Counsel relied on the case of Elijah Kiong’eno Arap Bii v Samuel Mwesia Gitau & another, Court of Appeal Civil Application No. 243 of 2004where it was held that the principle in land matters was to preserve the suit premises pending the hearing and determination.
RESPONDENT’S SUBMISSIONS
Counsel also reiterated the parties evidence in the trial court and submitted that the Appellant failed to establish a prima facie case with probability of success as required by law and procedure. Counsel submitted that the that the Appellant exhibited a copy of a grant of a lease of the suit property No. 12182 dated 26th June 2008 in favour of one Mwalimu Kazungu Ng’andu and a copy of a transfer dated 27th February 29 made by the said Mwalimu in favour of the Appellant but there was nothing to show that it had been registered at the registry or legally transferred to the Appellant.
Counsel submitted that the Appeal has since been overtaken by events as the construction on the suit Plot No. 84 had since been completed and urged the court to dismiss it with costs.
ANALYSIS AND DETERMINATION
This is an Appeal against a ruling in which the trial court declined to issue an interlocutory injunction. The Applicant filed an application for injunction vide a Notice of Motion dated 15th June 2021 which application was heard and a ruling delivered on 12th October 2021 whereby the court dismissed the application.
The court elaborately dealt with the issue whether the Appellant met the threshold for grant of injunctions. This being a first Appeal, the court alive to the fact that its primary role is to re-evaluate, re-assess and reanalyze the extracts on the record and then determine whether the conclusions can stand or not with reasons for both as was held in the case of Abok James Odera t/a A.J Odera & Associates v John Patrick Machira t/a Machira & Co. Advocates [2013] eKLR,
The contention of the Appellant was that Plot No. 12182 was not the same as Plot No. 84 as was held in the impugned ruling of the trial Magistrate and that the Appellant had produced evidence of a transfer and a titled deed in the name of a Mr. Kazungu. This was juxtaposed with the evidence of the Respondent who claimed that Plot No. 12182 no longer existed having been nullified after the said portion was identified and set aside for the construction of the Malindi Bus Park. The Respondent’s case was that he was constructing on Plot No. 84 situated near the said Malindi Bus Park having been offered the same by the then Municipal Council of Malindi.
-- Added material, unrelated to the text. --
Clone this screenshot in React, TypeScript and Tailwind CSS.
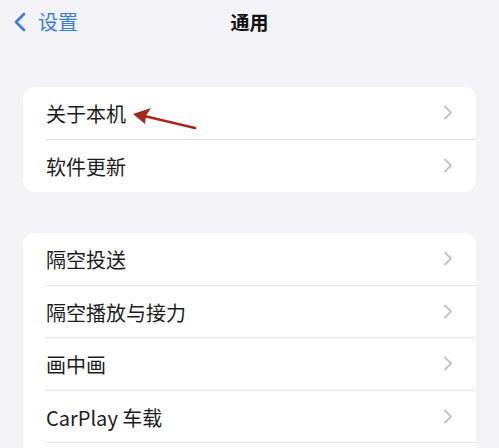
const groups = [
  ['关于本机', '软件更新'],
  ['隔空投送', '隔空播放与接力', '画中画', 'CarPlay 车载', ''],
]

function Chevron() {
  return (
    <svg width="10" height="15" viewBox="0 0 10 15" fill="none" className="text-[#c2c2c6]">
      <path d="M2 1.5 L8 7.5 L2 13.5" stroke="currentColor" strokeWidth="1.8" strokeLinecap="round" strokeLinejoin="round" />
    </svg>
  )
}

function Row({ label, last }: { label: string; last: boolean }) {
  return (
    <div className="flex h-[52.5px] items-stretch pl-[23px]">
      <div
        className={
          last
            ? 'flex flex-1 items-center justify-between pr-[23px]'
            : 'flex flex-1 items-center justify-between border-b border-[#e3e3e6] pr-[23px]'
        }
      >
        <span className="pt-[3px] text-[20px] leading-none text-[#1c1c1e]">{label}</span>
        {label && <Chevron />}
      </div>
    </div>
  )
}

export default function App() {
  return (
    <div
      className="relative h-[448px] w-[499px] overflow-hidden bg-[#f2f2f7]"
      style={{ fontFamily: '"Noto Sans CJK SC", "Noto Sans", sans-serif' }}
    >
      {/* Nav bar */}
      <div className="relative flex h-[43px] items-center justify-center">
        <div className="absolute left-[13px] top-0 flex h-full items-center gap-[11px] text-[#3b7ddd]">
          <svg width="14" height="20" viewBox="0 0 14 20" fill="none">
            <path d="M11 2 L3 10 L11 18" stroke="currentColor" strokeWidth="2.6" strokeLinecap="round" strokeLinejoin="round" />
          </svg>
          <span className="text-[20px] leading-none">设置</span>
        </div>
        <span className="text-[19px] font-semibold leading-none text-[#111]">通用</span>
      </div>

      <div className="mt-[44px] flex flex-col gap-[41px]">
        {groups.map((g, gi) => (
          <div key={gi} className="mx-[23px] overflow-hidden rounded-[12px] bg-white">
            {g.map((label, i) => (
              <Row key={label + i} label={label} last={gi === 0 && i === g.length - 1} />
            ))}
          </div>
        ))}
      </div>

      {/* Annotation arrow */}
      <svg className="pointer-events-none absolute left-0 top-0" width="499" height="448">
        <line x1="195" y1="128" x2="140" y2="115" stroke="#a8271d" strokeWidth="2.6" strokeLinecap="round" />
        <path d="M133 114 L151 108 L146 115.5 L145 124 Z" fill="#a8271d" />
      </svg>
    </div>
  )
}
This court having rendered a ruling in the subject matter of whether to grant an injunction of not, it would be an exercise in futility to render another contrary verdict in this Appeal. However, this matter being a matter that is still pending in the trial court, it would be in the interest of justice to order that the status quo obtaining as at the time of delivery of this Judgment be maintained pending the hearing and determination of the suit in the trial court.
DATED, SIGNED AND DELIVERED AT MALINDI THIS 18TH DAY OF FEBRUARY, 2022.
M.A. ODENY
JUDGE
NB: In view of the Public Order No. 2 of 2021 and subsequent circular dated 28th March, 2021 from the Office of the Chief Justice on the declarations of measures restricting court operations due to the third wave of Covid-19 pandemic this Judgment has been delivered online to the last known email address thereby waiving Order 21 [1] of the Civil Procedure Rules.